Solar comparison
Solar Payback vs Solar ROI
Compare solar payback period and solar ROI, including formulas, when each metric is useful, and how incentives affect both.
Quick answer
What this comparison means
Solar payback answers how many years it takes to recover net system cost. Solar ROI measures total return over the system life.
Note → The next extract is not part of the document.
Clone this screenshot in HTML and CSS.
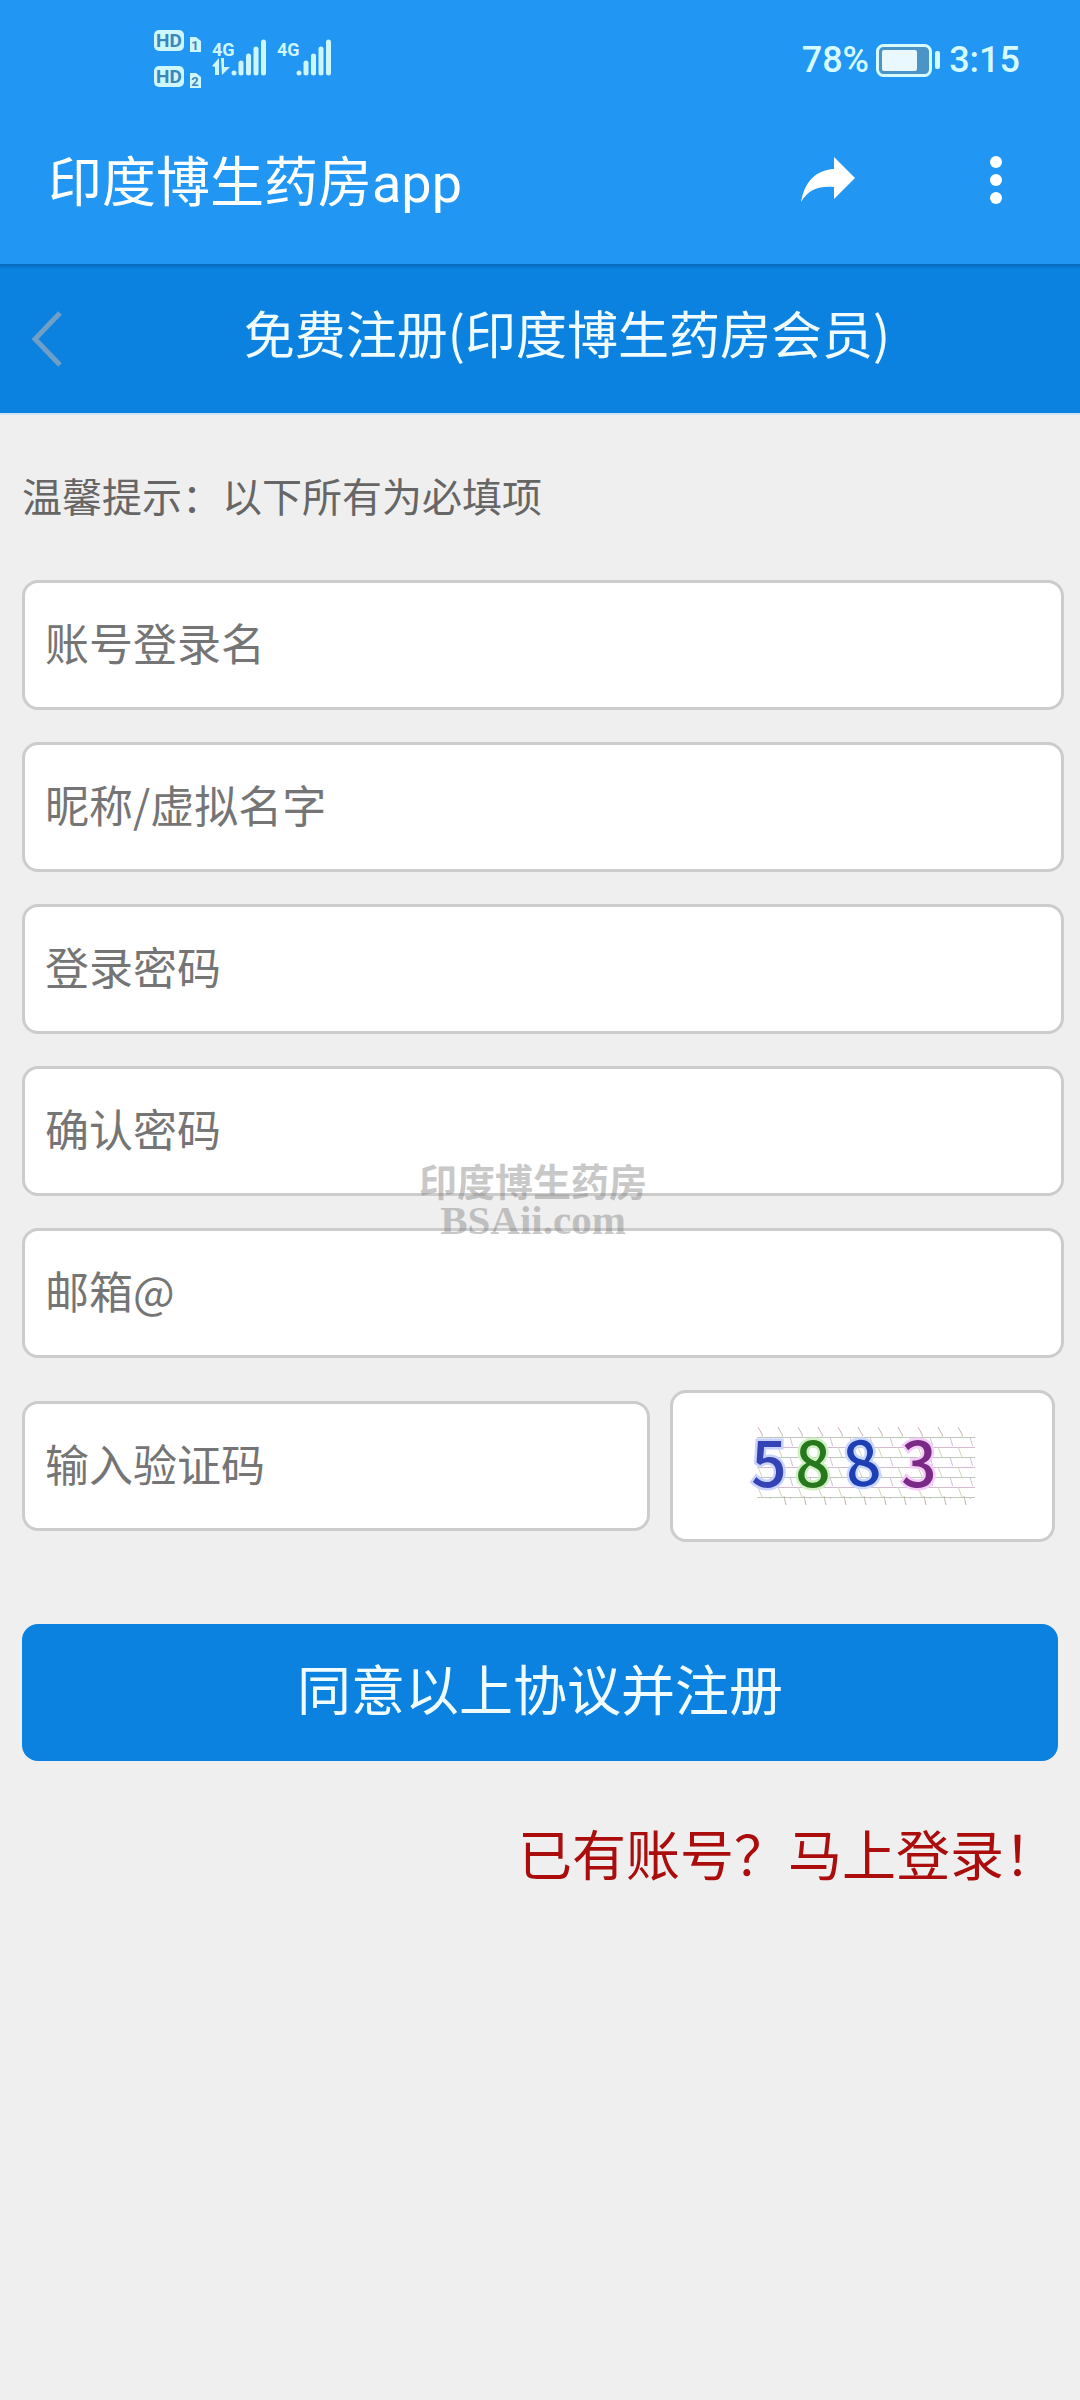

Payback is easier for quote screening, while ROI is better for comparing solar with other long-term investments.
Comparison table
| Factor | Option A | Option B | Why it matters |
|---|---|---|---|
| Main question | How many years to break even? | How much total return over 25 years? | Use both before signing a quote. |
| Formula | Net system cost ÷ annual savings | (Lifetime savings - net cost) ÷ net cost | ROI needs a longer horizon and inflation assumptions. |
| Best use | Fast quote screening | Long-term investment comparison | Financing and rate inflation affect both. |
| Common mistake | Ignoring battery or roof add-ons | Double counting tax credits or SREC income | Keep assumptions separated. |
Data Sources
This comparison uses state electricity-rate ranges, local incentive context, net-metering rules, and solar production assumptions informed by NREL PVWatts-style modeling. Final quotes, utility tariffs, and interconnection rules can materially change the economics.
Assumptions
Payback and ROI are directional estimates, not financial advice. They assume typical residential roof conditions, stable household usage, currently available incentives, and separate treatment of battery backup value, financing costs, and installer-specific add-ons.